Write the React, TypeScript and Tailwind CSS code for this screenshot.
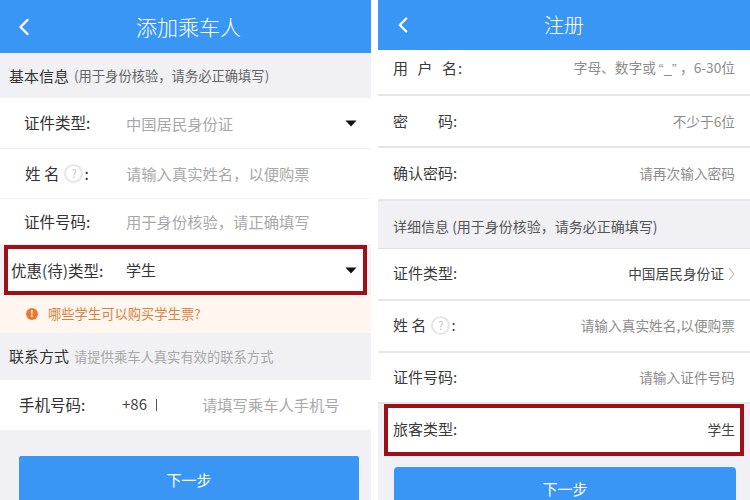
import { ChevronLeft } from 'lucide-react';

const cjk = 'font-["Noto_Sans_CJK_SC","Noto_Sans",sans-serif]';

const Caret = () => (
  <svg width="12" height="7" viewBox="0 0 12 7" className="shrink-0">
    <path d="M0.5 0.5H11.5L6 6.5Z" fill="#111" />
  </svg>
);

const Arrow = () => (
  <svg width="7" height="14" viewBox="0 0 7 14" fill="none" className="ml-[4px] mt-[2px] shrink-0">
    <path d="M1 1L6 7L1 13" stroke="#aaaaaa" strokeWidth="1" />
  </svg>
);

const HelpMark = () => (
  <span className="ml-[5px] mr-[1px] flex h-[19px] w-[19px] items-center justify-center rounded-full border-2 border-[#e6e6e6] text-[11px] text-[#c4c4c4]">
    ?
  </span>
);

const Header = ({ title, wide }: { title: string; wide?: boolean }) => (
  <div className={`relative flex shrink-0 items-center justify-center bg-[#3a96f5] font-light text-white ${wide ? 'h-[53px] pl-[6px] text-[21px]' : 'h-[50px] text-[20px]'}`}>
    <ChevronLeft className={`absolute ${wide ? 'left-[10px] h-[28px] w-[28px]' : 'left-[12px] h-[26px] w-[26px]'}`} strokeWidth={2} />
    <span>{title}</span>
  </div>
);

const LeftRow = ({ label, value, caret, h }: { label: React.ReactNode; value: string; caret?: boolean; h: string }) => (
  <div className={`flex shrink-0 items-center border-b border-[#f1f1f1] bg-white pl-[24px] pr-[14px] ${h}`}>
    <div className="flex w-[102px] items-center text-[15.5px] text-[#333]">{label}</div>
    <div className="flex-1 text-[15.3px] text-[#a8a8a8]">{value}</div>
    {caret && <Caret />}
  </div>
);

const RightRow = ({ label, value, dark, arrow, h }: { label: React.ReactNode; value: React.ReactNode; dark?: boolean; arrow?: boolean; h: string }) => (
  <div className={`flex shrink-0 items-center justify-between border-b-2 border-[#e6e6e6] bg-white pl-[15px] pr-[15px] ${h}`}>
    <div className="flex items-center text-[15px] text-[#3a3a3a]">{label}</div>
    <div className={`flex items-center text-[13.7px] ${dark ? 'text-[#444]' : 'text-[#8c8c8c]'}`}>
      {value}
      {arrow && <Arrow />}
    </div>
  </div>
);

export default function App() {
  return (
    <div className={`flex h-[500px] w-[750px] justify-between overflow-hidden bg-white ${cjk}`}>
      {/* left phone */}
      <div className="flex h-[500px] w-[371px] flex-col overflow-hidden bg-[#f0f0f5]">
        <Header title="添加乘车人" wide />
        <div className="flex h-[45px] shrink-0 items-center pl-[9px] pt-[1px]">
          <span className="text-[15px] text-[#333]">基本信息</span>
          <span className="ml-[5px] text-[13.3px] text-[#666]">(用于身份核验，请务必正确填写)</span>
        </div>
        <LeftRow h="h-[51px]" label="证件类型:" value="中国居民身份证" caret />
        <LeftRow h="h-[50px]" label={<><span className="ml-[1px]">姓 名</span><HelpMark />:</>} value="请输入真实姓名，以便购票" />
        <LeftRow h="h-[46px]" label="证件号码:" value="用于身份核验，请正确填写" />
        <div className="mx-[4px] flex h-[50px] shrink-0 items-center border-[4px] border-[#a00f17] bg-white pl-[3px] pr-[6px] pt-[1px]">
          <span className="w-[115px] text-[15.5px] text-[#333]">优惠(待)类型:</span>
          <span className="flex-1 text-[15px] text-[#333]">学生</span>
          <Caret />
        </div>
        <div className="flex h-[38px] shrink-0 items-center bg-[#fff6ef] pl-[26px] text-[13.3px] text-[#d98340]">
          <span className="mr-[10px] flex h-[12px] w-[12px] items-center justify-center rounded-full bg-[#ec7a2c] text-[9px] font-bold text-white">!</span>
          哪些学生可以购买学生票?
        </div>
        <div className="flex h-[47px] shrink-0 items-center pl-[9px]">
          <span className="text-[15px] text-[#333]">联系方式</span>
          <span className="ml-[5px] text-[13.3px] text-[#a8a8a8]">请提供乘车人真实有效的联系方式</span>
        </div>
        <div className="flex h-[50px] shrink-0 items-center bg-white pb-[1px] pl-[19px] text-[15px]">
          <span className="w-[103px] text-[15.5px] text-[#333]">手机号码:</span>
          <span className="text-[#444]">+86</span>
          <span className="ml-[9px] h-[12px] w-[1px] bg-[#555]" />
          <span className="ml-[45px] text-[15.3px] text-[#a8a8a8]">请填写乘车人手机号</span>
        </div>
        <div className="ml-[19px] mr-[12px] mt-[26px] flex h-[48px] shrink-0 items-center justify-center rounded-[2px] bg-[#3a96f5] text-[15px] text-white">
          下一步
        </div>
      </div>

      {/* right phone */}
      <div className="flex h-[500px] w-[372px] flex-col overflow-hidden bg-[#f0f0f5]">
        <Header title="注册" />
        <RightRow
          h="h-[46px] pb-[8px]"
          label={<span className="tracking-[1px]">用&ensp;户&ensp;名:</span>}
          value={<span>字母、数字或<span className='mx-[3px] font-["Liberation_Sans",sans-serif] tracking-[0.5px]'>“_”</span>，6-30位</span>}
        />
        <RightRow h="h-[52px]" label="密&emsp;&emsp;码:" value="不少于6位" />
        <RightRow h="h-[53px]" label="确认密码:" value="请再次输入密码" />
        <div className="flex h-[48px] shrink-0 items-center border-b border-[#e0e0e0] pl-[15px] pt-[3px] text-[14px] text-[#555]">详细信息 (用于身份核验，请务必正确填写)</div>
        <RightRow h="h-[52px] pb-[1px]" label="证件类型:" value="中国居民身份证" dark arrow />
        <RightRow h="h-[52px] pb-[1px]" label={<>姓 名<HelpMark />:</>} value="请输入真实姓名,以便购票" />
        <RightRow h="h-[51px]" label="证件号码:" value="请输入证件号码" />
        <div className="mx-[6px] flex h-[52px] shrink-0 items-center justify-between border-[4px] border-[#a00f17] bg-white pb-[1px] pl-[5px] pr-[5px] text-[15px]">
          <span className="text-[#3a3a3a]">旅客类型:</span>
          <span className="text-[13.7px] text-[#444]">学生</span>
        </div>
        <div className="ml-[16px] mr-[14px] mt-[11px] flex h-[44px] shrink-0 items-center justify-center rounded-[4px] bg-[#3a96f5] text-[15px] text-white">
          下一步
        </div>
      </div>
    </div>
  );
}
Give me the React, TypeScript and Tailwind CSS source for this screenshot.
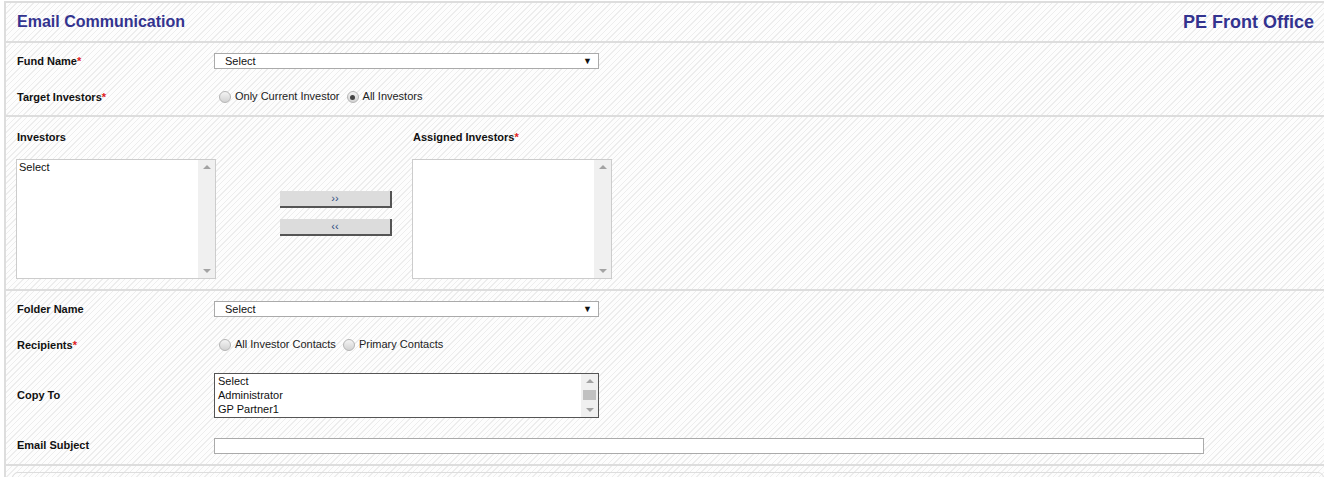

######

> DESCRIPTION OF THE TASK: Write the listing above out again exactly, dropping each image.

> WRITTEN ANSWER:
Write the React, TypeScript and Tailwind CSS code for this screenshot.
import { ChevronLeft } from 'lucide-react';

const cjk = 'font-["Noto_Sans_CJK_SC","Noto_Sans",sans-serif]';

const Caret = () => (
  <svg width="12" height="7" viewBox="0 0 12 7" className="shrink-0">
    <path d="M0.5 0.5H11.5L6 6.5Z" fill="#111" />
  </svg>
);

const Arrow = () => (
  <svg width="7" height="14" viewBox="0 0 7 14" fill="none" className="ml-[4px] mt-[2px] shrink-0">
    <path d="M1 1L6 7L1 13" stroke="#aaaaaa" strokeWidth="1" />
  </svg>
);

const HelpMark = () => (
  <span className="ml-[5px] mr-[1px] flex h-[19px] w-[19px] items-center justify-center rounded-full border-2 border-[#e6e6e6] text-[11px] text-[#c4c4c4]">
    ?
  </span>
);

const Header = ({ title, wide }: { title: string; wide?: boolean }) => (
  <div className={`relative flex shrink-0 items-center justify-center bg-[#3a96f5] font-light text-white ${wide ? 'h-[53px] pl-[6px] text-[21px]' : 'h-[50px] text-[20px]'}`}>
    <ChevronLeft className={`absolute ${wide ? 'left-[10px] h-[28px] w-[28px]' : 'left-[12px] h-[26px] w-[26px]'}`} strokeWidth={2} />
    <span>{title}</span>
  </div>
);

const LeftRow = ({ label, value, caret, h }: { label: React.ReactNode; value: string; caret?: boolean; h: string }) => (
  <div className={`flex shrink-0 items-center border-b border-[#f1f1f1] bg-white pl-[24px] pr-[14px] ${h}`}>
    <div className="flex w-[102px] items-center text-[15.5px] text-[#333]">{label}</div>
    <div className="flex-1 text-[15.3px] text-[#a8a8a8]">{value}</div>
    {caret && <Caret />}
  </div>
);

const RightRow = ({ label, value, dark, arrow, h }: { label: React.ReactNode; value: React.ReactNode; dark?: boolean; arrow?: boolean; h: string }) => (
  <div className={`flex shrink-0 items-center justify-between border-b-2 border-[#e6e6e6] bg-white pl-[15px] pr-[15px] ${h}`}>
    <div className="flex items-center text-[15px] text-[#3a3a3a]">{label}</div>
    <div className={`flex items-center text-[13.7px] ${dark ? 'text-[#444]' : 'text-[#8c8c8c]'}`}>
      {value}
      {arrow && <Arrow />}
    </div>
  </div>
);

export default function App() {
  return (
    <div className={`flex h-[500px] w-[750px] justify-between overflow-hidden bg-white ${cjk}`}>
      {/* left phone */}
      <div className="flex h-[500px] w-[371px] flex-col overflow-hidden bg-[#f0f0f5]">
        <Header title="添加乘车人" wide />
        <div className="flex h-[45px] shrink-0 items-center pl-[9px] pt-[1px]">
          <span className="text-[15px] text-[#333]">基本信息</span>
          <span className="ml-[5px] text-[13.3px] text-[#666]">(用于身份核验，请务必正确填写)</span>
        </div>
        <LeftRow h="h-[51px]" label="证件类型:" value="中国居民身份证" caret />
        <LeftRow h="h-[50px]" label={<><span className="ml-[1px]">姓 名</span><HelpMark />:</>} value="请输入真实姓名，以便购票" />
        <LeftRow h="h-[46px]" label="证件号码:" value="用于身份核验，请正确填写" />
        <div className="mx-[4px] flex h-[50px] shrink-0 items-center border-[4px] border-[#a00f17] bg-white pl-[3px] pr-[6px] pt-[1px]">
          <span className="w-[115px] text-[15.5px] text-[#333]">优惠(待)类型:</span>
          <span className="flex-1 text-[15px] text-[#333]">学生</span>
          <Caret />
        </div>
        <div className="flex h-[38px] shrink-0 items-center bg-[#fff6ef] pl-[26px] text-[13.3px] text-[#d98340]">
          <span className="mr-[10px] flex h-[12px] w-[12px] items-center justify-center rounded-full bg-[#ec7a2c] text-[9px] font-bold text-white">!</span>
          哪些学生可以购买学生票?
        </div>
        <div className="flex h-[47px] shrink-0 items-center pl-[9px]">
          <span className="text-[15px] text-[#333]">联系方式</span>
          <span className="ml-[5px] text-[13.3px] text-[#a8a8a8]">请提供乘车人真实有效的联系方式</span>
        </div>
        <div className="flex h-[50px] shrink-0 items-center bg-white pb-[1px] pl-[19px] text-[15px]">
          <span className="w-[103px] text-[15.5px] text-[#333]">手机号码:</span>
          <span className="text-[#444]">+86</span>
          <span className="ml-[9px] h-[12px] w-[1px] bg-[#555]" />
          <span className="ml-[45px] text-[15.3px] text-[#a8a8a8]">请填写乘车人手机号</span>
        </div>
        <div className="ml-[19px] mr-[12px] mt-[26px] flex h-[48px] shrink-0 items-center justify-center rounded-[2px] bg-[#3a96f5] text-[15px] text-white">
          下一步
        </div>
      </div>

      {/* right phone */}
      <div className="flex h-[500px] w-[372px] flex-col overflow-hidden bg-[#f0f0f5]">
        <Header title="注册" />
        <RightRow
          h="h-[46px] pb-[8px]"
          label={<span className="tracking-[1px]">用&ensp;户&ensp;名:</span>}
          value={<span>字母、数字或<span className='mx-[3px] font-["Liberation_Sans",sans-serif] tracking-[0.5px]'>“_”</span>，6-30位</span>}
        />
        <RightRow h="h-[52px]" label="密&emsp;&emsp;码:" value="不少于6位" />
        <RightRow h="h-[53px]" label="确认密码:" value="请再次输入密码" />
        <div className="flex h-[48px] shrink-0 items-center border-b border-[#e0e0e0] pl-[15px] pt-[3px] text-[14px] text-[#555]">详细信息 (用于身份核验，请务必正确填写)</div>
        <RightRow h="h-[52px] pb-[1px]" label="证件类型:" value="中国居民身份证" dark arrow />
        <RightRow h="h-[52px] pb-[1px]" label={<>姓 名<HelpMark />:</>} value="请输入真实姓名,以便购票" />
        <RightRow h="h-[51px]" label="证件号码:" value="请输入证件号码" />
        <div className="mx-[6px] flex h-[52px] shrink-0 items-center justify-between border-[4px] border-[#a00f17] bg-white pb-[1px] pl-[5px] pr-[5px] text-[15px]">
          <span className="text-[#3a3a3a]">旅客类型:</span>
          <span className="text-[13.7px] text-[#444]">学生</span>
        </div>
        <div className="ml-[16px] mr-[14px] mt-[11px] flex h-[44px] shrink-0 items-center justify-center rounded-[4px] bg-[#3a96f5] text-[15px] text-white">
          下一步
        </div>
      </div>
    </div>
  );
}
Give me the React, TypeScript and Tailwind CSS source for this screenshot.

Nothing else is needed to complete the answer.